Hi guys,
This weekend I went to the dev meeting in Berlin. Spoke to a number of people and now I have some things i want to work on:
*Mailing lists : Already did a post about that a while ago (you probably missed that one). Bug filed at https://bugzilla.wikimedia.org/show_bug.cgi?id=18388 *I18n : I talked to Siebrand about moving translations to translatewiki and importing these into pywikipedia. This would give us an easy way to get a lot of our messages translated. *User messages: Currently when you run a bot you'll get flooded with a lot of messages. I would like to introduce message levels (like in syslog) to be able to control this. From the rfc: 0 Emergency: system is unusable 1 Alert: action must be taken immediately 2 Critical: critical conditions 3 Error: error conditions 4 Warning: warning conditions 5 Notice: normal but significant condition 6 Informational: informational messages 7 Debug: debug-level messages
*Global botflag: Currently pywikipedia doesn't seem to understand global flags. *Api: We should probably keep in touch with the api people. For example implementing a namespace filter on the api side shouldn't be to difficult. Fancy pagegenerators could probably be implemented in the api too.
Maarten
Hello Maarten!
This weekend I went to the dev meeting in Berlin. Spoke to a number of people and now I have some things i want to work on:
Nice to get some new ideas ! =)
*Mailing lists : Already did a post about that a while ago (you probably missed that one). Bug filed at https://bugzilla.wikimedia.org/show_bug.cgi?id=18388
I support this. Commented on the bug, I'll wait a few days and ask brion/domas who can do this and how much time it takes.
*I18n : I talked to Siebrand about moving translations to translatewiki and importing these into pywikipedia. This would give us an easy way to get a lot of our messages translated.
There is branches/pywikipedia/i18n ; I'm not sure of how this is relevant, because it's old. But the idea is interesting of course, because updating translations is not the funniest job to do.
Just to be sure, we're talking of content messages, right? Like the edit summaries used by the bots? Because i18n for module-level UI messages ("can't contact the server, retrying...") is less interesting...
*User messages [...] *Global botflag: Currently pywikipedia doesn't seem to understand global flags. *Api [...]
Have you been looking at branches/rewrite ? =)
The rewrite started by Russell is quite interesting for these specific points: * It uses several log levels (debug, info, warning, error, critical; from logging module) * It uses ONLY the API to fetch content / edit * using the API, global flag support should be quite easy to implement.
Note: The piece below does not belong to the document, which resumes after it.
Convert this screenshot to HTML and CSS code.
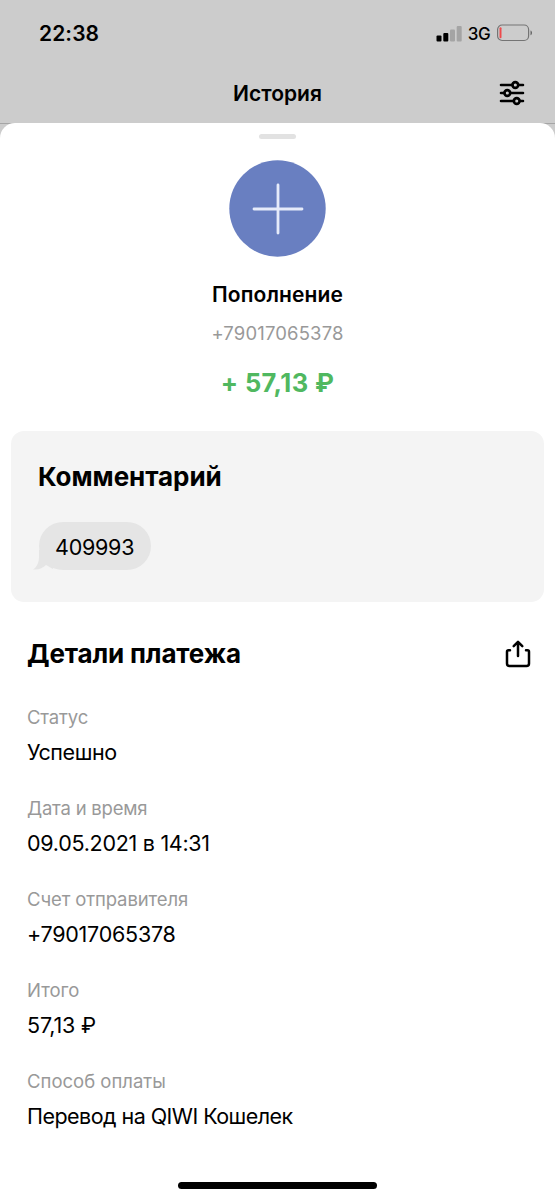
FILE: index.html
```html
<!DOCTYPE html>
<html lang="ru">
<head>
<meta charset="utf-8">
<title>История</title>
<link rel="stylesheet" href="styles.css">
</head>
<body>
<div class="screen">
  <header class="status-bar">
    <span class="clock">22:38</span>
    <div class="indicators">
      <svg class="signal" width="26" height="17" viewBox="0 0 26 17">
        <rect x="0.500" y="10.5" width="5" height="6" rx="1" fill="#000"/>
        <rect x="7.300" y="8" width="5" height="8.500" rx="1" fill="#000"/>
        <rect x="14" y="4.500" width="5" height="12" rx="1" fill="#a4a4a4"/>
        <rect x="20.700" y="1" width="5" height="15.500" rx="1" fill="#a4a4a4"/>
      </svg>
      <span class="network">3G</span>
      <svg class="battery" width="36" height="18" viewBox="0 0 36 18">
        <rect x="0.600" y="1" width="31" height="15.500" rx="4.500" fill="none" stroke="#747474" stroke-width="1.200"/>
        <rect x="2.500" y="3.300" width="2" height="11" rx="1" fill="#ed4a4c"/>
        <path d="M33.500 6.500c2 .7 2 4 0 4.800z" fill="#666"/>
      </svg>
    </div>
  </header>
  <nav class="nav-bar">
    <h1 class="nav-title">История</h1>
    <svg class="filter" width="26" height="26" viewBox="0 0 26 26" fill="none" stroke="#000" stroke-width="2.600" stroke-linecap="round">
      <path d="M2 5H13.500M20 5h4M2 13H5.500M12 13h12M2 21H15M21.500 21H24"/>
      <circle cx="16.300" cy="5" r="2.900"/>
      <circle cx="8.300" cy="13" r="2.900"/>
      <circle cx="17.700" cy="21" r="2.900"/>
    </svg>
  </nav>
  <main class="sheet">
    <div class="grabber"></div>
    <section class="summary">
      <svg class="avatar" width="97" height="97" viewBox="0 0 97 97">
        <circle cx="48.500" cy="48.500" r="48.200" fill="#697fc1"/>
        <path d="M49 25v48M25 49h48" stroke="#e6ebfa" stroke-width="2.800" stroke-linecap="round"/>
      </svg>
      <h2 class="name">Пополнение</h2>
      <p class="phone">+79017065378</p>
      <p class="amount">+ 57,13 ₽</p>
    </section>
    <section class="comment">
      <h2 class="heading heading-comment">Комментарий</h2>
      <div class="bubble">
        <svg class="tail" width="20" height="20" viewBox="0 0 20 20"><path d="M6 0V7C6 12 4 17 0 19.500C6 20 10 18 13 15L20 19V0z" fill="#e5e5e5"/></svg>
        <span class="bubble-text">409993</span>
      </div>
    </section>
    <section class="details">
      <div class="details-head">
        <h2 class="heading heading-details">Детали платежа</h2>
        <svg class="share" width="26" height="28" viewBox="0 0 26 28" fill="none" stroke="#000" stroke-width="2.500" stroke-linecap="round" stroke-linejoin="round">
          <path d="M5 10.300H3.500Q2 10.300 2 11.800V23.500Q2 26 4.500 26H21.500Q24 26 24 23.500V11.800Q24 10.300 22.500 10.300H21"/>
          <path d="M13 16V2M8.700 6.200L13 1.900L17.300 6.200"/>
        </svg>
      </div>
      <dl class="rows">
        <div class="row"><dt class="l-status">Статус</dt><dd class="v-status">Успешно</dd></div>
        <div class="row"><dt class="l-date">Дата и время</dt><dd class="v-date">09.05.2021 в 14:31</dd></div>
        <div class="row"><dt class="l-phone">Счет отправителя</dt><dd class="v-phone">+79017065378</dd></div>
        <div class="row"><dt>Итого</dt><dd class="v-total">57,13 ₽</dd></div>
        <div class="row"><dt>Способ оплаты</dt><dd class="v-method">Перевод на QIWI Кошелек</dd></div>
      </dl>
    </section>
    <div class="home-indicator"></div>
  </main>
</div>
</body>
</html>
```
FILE: styles.css
```css
* { box-sizing: border-box; margin: 0; padding: 0; }
body { font-family: Inter, "Liberation Sans", sans-serif; color: #000; background: #ccc; }
svg { display: block; flex: none; }
.screen { width: 555px; height: 1200px; display: flex; flex-direction: column; overflow: hidden; background: #ccc; }
.status-bar { height: 66px; padding: 0 22px 0 39px; display: flex; align-items: center; justify-content: space-between; }
.clock { font-size: 21px; font-weight: 600; letter-spacing: 0.1px; }
.indicators { display: flex; align-items: center; }
.network { font-size: 17px; font-weight: 500; margin: 2px 7px 0 6px; letter-spacing: -0.6px; }
.nav-bar { height: 58px; padding: 0 30px 3px; display: grid; grid-template-columns: 26px 1fr 26px; align-items: center; border-bottom: 1px solid #a5a5a5; }
.nav-title { grid-column: 2; text-align: center; font-size: 21px; font-weight: 600; }
.sheet { flex: 1; margin-top: -1px; background: #fff; border-radius: 15px 15px 0 0; display: flex; flex-direction: column; }
.grabber { width: 37px; height: 5px; margin: 11px auto 0; border-radius: 3px; background: #e2e2e2; }
.summary { display: flex; flex-direction: column; align-items: center; margin-top: 21px; height: 271px; }
.name { font-size: 21px; line-height: 26px; font-weight: 600; margin-top: 25px; letter-spacing: 0.1px; }
.phone { font-size: 18.500px; line-height: 24px; margin-top: 13px; color: #999; letter-spacing: 0.15px; }
.amount { font-size: 25.500px; line-height: 32px; margin-top: 22px; font-weight: 700; letter-spacing: 0.4px; color: #50b860; }
.comment { margin: 0 11px; height: 171px; padding: 29px 27px 0; border-radius: 13px; background: #f4f4f4; }
.heading { font-size: 26px; line-height: 34px; font-weight: 700; }
.heading-comment { letter-spacing: -0.05px; }
.heading-details { letter-spacing: -0.15px; }
.bubble { position: relative; width: 112px; height: 48px; margin: 28px 0 0 1px; border-radius: 24px; background: #e5e5e5; display: flex; align-items: center; padding: 2px 0 0 16px; }
.tail { position: absolute; left: -6px; bottom: 0; }
.bubble-text { position: relative; font-size: 21.500px; letter-spacing: -0.25px; }
.details { padding: 35px 24px 0 27px; }
.details-head { display: flex; justify-content: space-between; align-items: center; height: 34px; }
.rows { margin-top: 34px; }
.row { height: 91px; }
dt { font-size: 18.500px; line-height: 24px; color: #999; }
dd { font-size: 21.500px; line-height: 28px; margin-top: 9px; }
.l-status { letter-spacing: -0.15px; }
.l-date { letter-spacing: -0.22px; }
.l-phone { letter-spacing: -0.12px; }
.v-status { letter-spacing: -0.4px; }
.v-date { letter-spacing: -0.28px; }
.v-phone { letter-spacing: -0.25px; }
.v-total { letter-spacing: -0.15px; }
.v-method { letter-spacing: -0.54px; }
.home-indicator { width: 199px; height: 7px; margin: auto auto 11px; border-radius: 4px; background: #000; }
```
It requires a bit of time to start working with it, but it's quite stable: all my scripts (crontabs on the TS, and single-run requests) actually use the rewrite =)
If some i18n work is started, I would of course suggest to work on the rewrite: the aim is to abandon our current text-scraping framework to use the API instead.
-- Nicolas Dumazet — NicDumZ [ nɪk.d̪ymz ]
On Wed, 08 Apr 2009 01:59 +0900, "Nicolas Dumazet" nicdumz@gmail.com wrote:
Have you been looking at branches/rewrite ? =)
The rewrite started by Russell is quite interesting for these specific points:
- It uses several log levels (debug, info, warning, error, critical;
from logging module)
- It uses ONLY the API to fetch content / edit
- using the API, global flag support should be quite easy to implement.
It requires a bit of time to start working with it, but it's quite stable: all my scripts (crontabs on the TS, and single-run requests) actually use the rewrite =)
If some i18n work is started, I would of course suggest to work on the rewrite: the aim is to abandon our current text-scraping framework to use the API instead.
Thank you, Nic, for mentioning this. Maarten, your contributions to the rewrite branch would be most welcome. As for the "bit of time to start working with it," most of that is in understanding the lower levels of the framework (the parts that talk to the API); the actual scripts that the bot operators work with are changed very little from the old version.
Russ
2009/4/8 Russell Blau russblau@imapmail.org:
[...] As for the "bit of time to start working with it," most of that is in understanding the lower levels of the framework (the parts that talk to the API); the actual scripts that the bot operators work with are changed very little from the old version.
Exactly, I was speaking here as the module developer, losing his marks, and having to get used to the new internals!
For bot operators, agreed, the change is quite small =) Once your rewrite is set up, you can already run scripts like "replace.py" as if nothing changed.